Une "détérioration grave" des finances publiques
"Il est vrai qu'il ne m'appartient pas [...] de juger de l'effectivité des faits. Il appartiendra aux autorités judiciaires et policières de les déterminer. C'est leur travail. Ce que je peux dire, c'est que ce sera fait avec le maximum de rigueur, de transparence et sous réserve des règles du principe de la présomption d'innocence", a assuré Ousmane Diagne.
"Toutes les conséquences judiciaires seront rigoureusement tirées, les faits seront décortiqués de manière [...] transparente, claire et objective, les responsabilités situées, et les personnes susceptibles d'avoir eu à commettre des faits contraires [à] la loi pénale en subiront les conséquences", a-t-il soutenu.
Le point de presse des membres du gouvernement a eu lieu une dizaine de jours après l'installation officielle du Pool judiciaire financier (PJF), une juridiction créée par Macky Sall et ses collaborateurs, en remplacement de la Cour de répression de l'enrichissement illicite.
Le ministre de la Justice, Ousmane Diagne (au milieu)

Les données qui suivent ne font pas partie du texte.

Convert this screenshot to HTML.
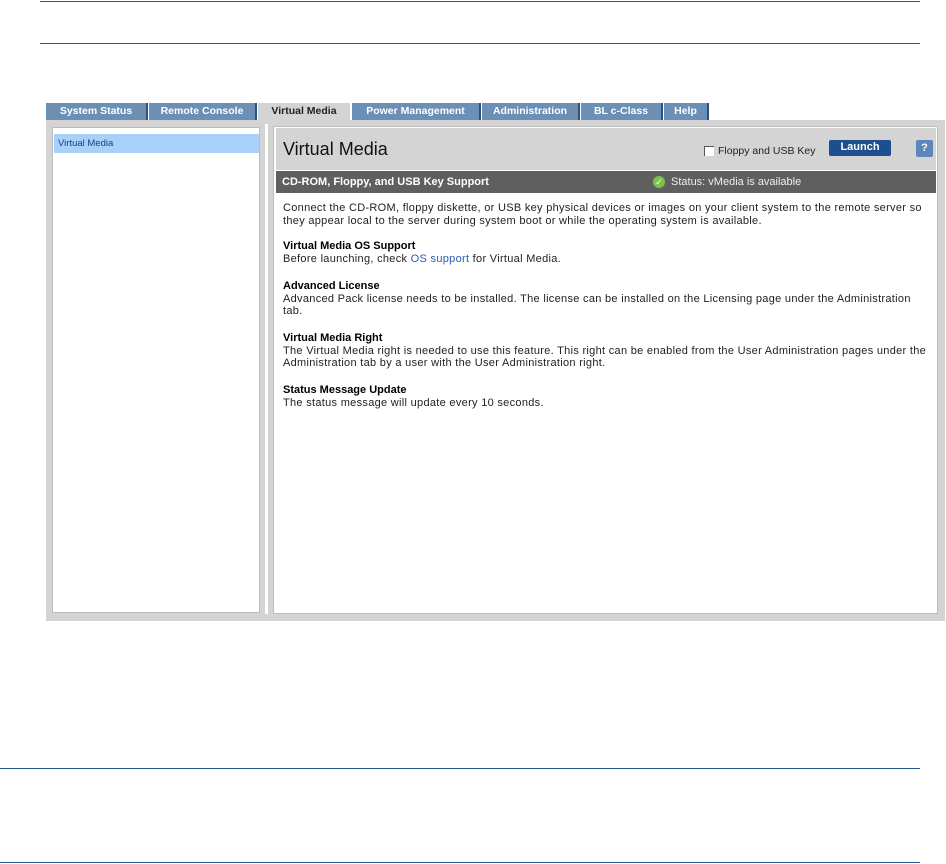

Le PJF est chargé des affaires relevant de la corruption et des pratiques assimilées : les faits de détournement et de soustraction de deniers publics, d'escroquerie et de faux monnayage, les infractions liées au financement du terrorisme, au trafic de migrants et à la réglementation bancaire, etc.
Le 12 septembre, le président de la République, Bassirou Diomaye Faye, a promis de faire en sorte que "les responsabilités [soient] situées à tous les niveaux de la chaîne administrative et politique", concernant la gestion des finances publiques par les ex-dirigeants du pays.
Un audit mené par la Cour des comptes a dévoilé une "détérioration grave" des finances publiques, avait-il dit dans un discours adressé au peuple sénégalais, le même jour.